**TASK REQUIREMENTS:** Output the data word for word, dropping every image.
═════ COLLECTED DATA
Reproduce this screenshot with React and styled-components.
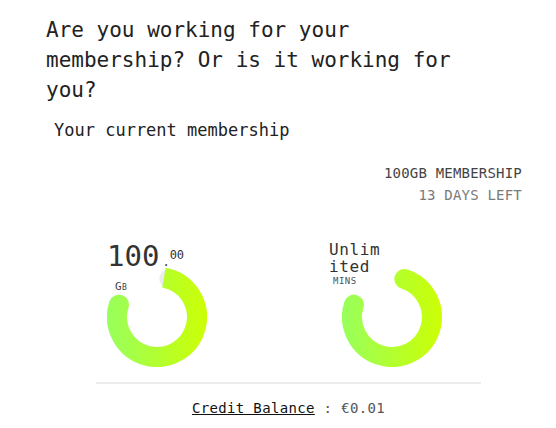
import React from 'react';
import styled, { createGlobalStyle } from 'styled-components';

const GlobalStyle = createGlobalStyle`
  body {
    margin: 0;
    background: #fff;
    font-family: "DejaVu Sans Mono", "Liberation Mono", monospace;
  }
`;

const Page = styled.div`
  width: 556px;
  box-sizing: border-box;
  padding: 15px 25px 0 46px;
`;

const Heading = styled.h1`
  margin: 0;
  max-width: 430px;
  font-size: 21px;
  line-height: 30px;
  font-weight: normal;
  color: #222;
`;

const SubHeading = styled.h2`
  margin: 15px 0 0 8px;
  font-size: 17px;
  line-height: 20px;
  font-weight: normal;
  color: #222;
`;

const MembershipInfo = styled.div`
  margin-top: 22px;
  padding-right: 9px;
  text-align: right;
  font-size: 14px;
  line-height: 22px;
  letter-spacing: 0.2px;
`;

const InfoLine = styled.div`
  color: ${(p) => (p.$muted ? '#7a7a7a' : '#444')};
`;

const GaugeRow = styled.div`
  display: flex;
  gap: 135px;
  margin-top: 35px;
  padding-left: 61px;
`;

const Gauge = styled.div`
  position: relative;
  width: 100px;
  padding-top: 26px;

  svg {
    display: block;
  }
`;

const Label = styled.div`
  position: absolute;
  top: 0;
  left: ${(p) => p.$left || 0}px;
  display: flex;
  flex-direction: column;
`;

const ValueRow = styled.div`
  display: flex;
  align-items: baseline;
  color: #333;
  font-size: 29px;
  line-height: 28px;
`;

const Decimal = styled.span`
  margin-left: 3px;
  font-size: 12px;
  color: #333;

  sup {
    vertical-align: 7px;
    font-size: 12px;
  }
`;

const Unit = styled.div`
  margin-top: ${(p) => p.$gap || 0}px;
  padding-left: ${(p) => p.$indent || 0}px;
  font-size: ${(p) => p.$size || 9}px;
  line-height: 12px;
  color: ${(p) => p.$color || '#444'};
  font-variant: ${(p) => (p.$smallCaps ? 'small-caps' : 'normal')};
  letter-spacing: 0.5px;
`;

const WordValue = styled.div`
  width: 56px;
  font-size: 16px;
  line-height: 17px;
  letter-spacing: 0.6px;
  color: #333;
  word-break: break-all;
`;

const Divider = styled.div`
  height: 2px;
  margin: 15px 50px 0;
  background: #ececec;
`;

const Balance = styled.div`
  margin-top: 14px;
  text-align: center;
  font-size: 14px;
  line-height: 20px;
  letter-spacing: 0.35px;
  color: #555;

  u {
    color: #111;
  }
`;

const point = (a) => {
  const r = (a * Math.PI) / 180;
  return [50 + 40 * Math.cos(r), 50 + 40 * Math.sin(r)];
};

const arc = (a0, a1) => {
  const [x0, y0] = point(a0);
  const [x1, y1] = point(a1);
  const large = a1 - a0 > 180 ? 1 : 0;
  return `M ${x0} ${y0} A 40 40 0 ${large} 1 ${x1} ${y1}`;
};

const Ring = ({ id, from, track }) => {
  const [ex, ey] = point(198);
  return (
    <svg width="100" height="100" viewBox="0 0 100 100">
      <defs>
        <linearGradient id={id} x1="0" y1="0" x2="100" y2="0" gradientUnits="userSpaceOnUse">
          <stop offset="0" stopColor="#98ff5c" />
          <stop offset="1" stopColor="#ccff05" />
        </linearGradient>
      </defs>
      {track && (
        <path d={arc(-72, 198)} fill="none" stroke="#ececec" strokeWidth="20" strokeLinecap="round" />
      )}
      <path d={arc(from, 198)} fill="none" stroke={`url(#${id})`} strokeWidth="20" strokeLinecap={track ? 'butt' : 'round'} />
      {track && <circle cx={ex} cy={ey} r="10" fill={`url(#${id})`} />}
    </svg>
  );
};

const App = () => {
  return (
    <Page>
      <GlobalStyle />
      <Heading>Are you working for your membership? Or is it working for you?</Heading>
      <SubHeading>Your current membership</SubHeading>
      <MembershipInfo>
        <InfoLine>100GB MEMBERSHIP</InfoLine>
        <InfoLine $muted>13 DAYS LEFT</InfoLine>
      </MembershipInfo>
      <GaugeRow>
        <Gauge>
          <Label>
            <ValueRow>
              100
              <Decimal>
                .<sup>00</sup>
              </Decimal>
            </ValueRow>
            <Unit $gap={5} $indent={8} $size={11} $smallCaps>Gb</Unit>
          </Label>
          <Ring id="data-grad" from={-80} track />
        </Gauge>
        <Gauge>
          <Label $left={-13}>
            <WordValue>Unlimited</WordValue>
            <Unit $indent={4} $color="#4a5066">MINS</Unit>
          </Label>
          <Ring id="mins-grad" from={-72} />
        </Gauge>
      </GaugeRow>
      <Divider />
      <Balance>
        <u>Credit Balance</u> : €0.01
      </Balance>
    </Page>
  );
};

export default App;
══════════
**ANSWER BELOW:**
Reproduce this screenshot with React and styled-components.
import React from 'react';
import styled, { createGlobalStyle } from 'styled-components';

const GlobalStyle = createGlobalStyle`
  body {
    margin: 0;
    background: #fff;
    font-family: "DejaVu Sans Mono", "Liberation Mono", monospace;
  }
`;

const Page = styled.div`
  width: 556px;
  box-sizing: border-box;
  padding: 15px 25px 0 46px;
`;

const Heading = styled.h1`
  margin: 0;
  max-width: 430px;
  font-size: 21px;
  line-height: 30px;
  font-weight: normal;
  color: #222;
`;

const SubHeading = styled.h2`
  margin: 15px 0 0 8px;
  font-size: 17px;
  line-height: 20px;
  font-weight: normal;
  color: #222;
`;

const MembershipInfo = styled.div`
  margin-top: 22px;
  padding-right: 9px;
  text-align: right;
  font-size: 14px;
  line-height: 22px;
  letter-spacing: 0.2px;
`;

const InfoLine = styled.div`
  color: ${(p) => (p.$muted ? '#7a7a7a' : '#444')};
`;

const GaugeRow = styled.div`
  display: flex;
  gap: 135px;
  margin-top: 35px;
  padding-left: 61px;
`;

const Gauge = styled.div`
  position: relative;
  width: 100px;
  padding-top: 26px;

  svg {
    display: block;
  }
`;

const Label = styled.div`
  position: absolute;
  top: 0;
  left: ${(p) => p.$left || 0}px;
  display: flex;
  flex-direction: column;
`;

const ValueRow = styled.div`
  display: flex;
  align-items: baseline;
  color: #333;
  font-size: 29px;
  line-height: 28px;
`;

const Decimal = styled.span`
  margin-left: 3px;
  font-size: 12px;
  color: #333;

  sup {
    vertical-align: 7px;
    font-size: 12px;
  }
`;

const Unit = styled.div`
  margin-top: ${(p) => p.$gap || 0}px;
  padding-left: ${(p) => p.$indent || 0}px;
  font-size: ${(p) => p.$size || 9}px;
  line-height: 12px;
  color: ${(p) => p.$color || '#444'};
  font-variant: ${(p) => (p.$smallCaps ? 'small-caps' : 'normal')};
  letter-spacing: 0.5px;
`;

const WordValue = styled.div`
  width: 56px;
  font-size: 16px;
  line-height: 17px;
  letter-spacing: 0.6px;
  color: #333;
  word-break: break-all;
`;

const Divider = styled.div`
  height: 2px;
  margin: 15px 50px 0;
  background: #ececec;
`;

const Balance = styled.div`
  margin-top: 14px;
  text-align: center;
  font-size: 14px;
  line-height: 20px;
  letter-spacing: 0.35px;
  color: #555;

  u {
    color: #111;
  }
`;

const point = (a) => {
  const r = (a * Math.PI) / 180;
  return [50 + 40 * Math.cos(r), 50 + 40 * Math.sin(r)];
};

const arc = (a0, a1) => {
  const [x0, y0] = point(a0);
  const [x1, y1] = point(a1);
  const large = a1 - a0 > 180 ? 1 : 0;
  return `M ${x0} ${y0} A 40 40 0 ${large} 1 ${x1} ${y1}`;
};

const Ring = ({ id, from, track }) => {
  const [ex, ey] = point(198);
  return (
    <svg width="100" height="100" viewBox="0 0 100 100">
      <defs>
        <linearGradient id={id} x1="0" y1="0" x2="100" y2="0" gradientUnits="userSpaceOnUse">
          <stop offset="0" stopColor="#98ff5c" />
          <stop offset="1" stopColor="#ccff05" />
        </linearGradient>
      </defs>
      {track && (
        <path d={arc(-72, 198)} fill="none" stroke="#ececec" strokeWidth="20" strokeLinecap="round" />
      )}
      <path d={arc(from, 198)} fill="none" stroke={`url(#${id})`} strokeWidth="20" strokeLinecap={track ? 'butt' : 'round'} />
      {track && <circle cx={ex} cy={ey} r="10" fill={`url(#${id})`} />}
    </svg>
  );
};

const App = () => {
  return (
    <Page>
      <GlobalStyle />
      <Heading>Are you working for your membership? Or is it working for you?</Heading>
      <SubHeading>Your current membership</SubHeading>
      <MembershipInfo>
        <InfoLine>100GB MEMBERSHIP</InfoLine>
        <InfoLine $muted>13 DAYS LEFT</InfoLine>
      </MembershipInfo>
      <GaugeRow>
        <Gauge>
          <Label>
            <ValueRow>
              100
              <Decimal>
                .<sup>00</sup>
              </Decimal>
            </ValueRow>
            <Unit $gap={5} $indent={8} $size={11} $smallCaps>Gb</Unit>
          </Label>
          <Ring id="data-grad" from={-80} track />
        </Gauge>
        <Gauge>
          <Label $left={-13}>
            <WordValue>Unlimited</WordValue>
            <Unit $indent={4} $color="#4a5066">MINS</Unit>
          </Label>
          <Ring id="mins-grad" from={-72} />
        </Gauge>
      </GaugeRow>
      <Divider />
      <Balance>
        <u>Credit Balance</u> : €0.01
      </Balance>
    </Page>
  );
};

export default App;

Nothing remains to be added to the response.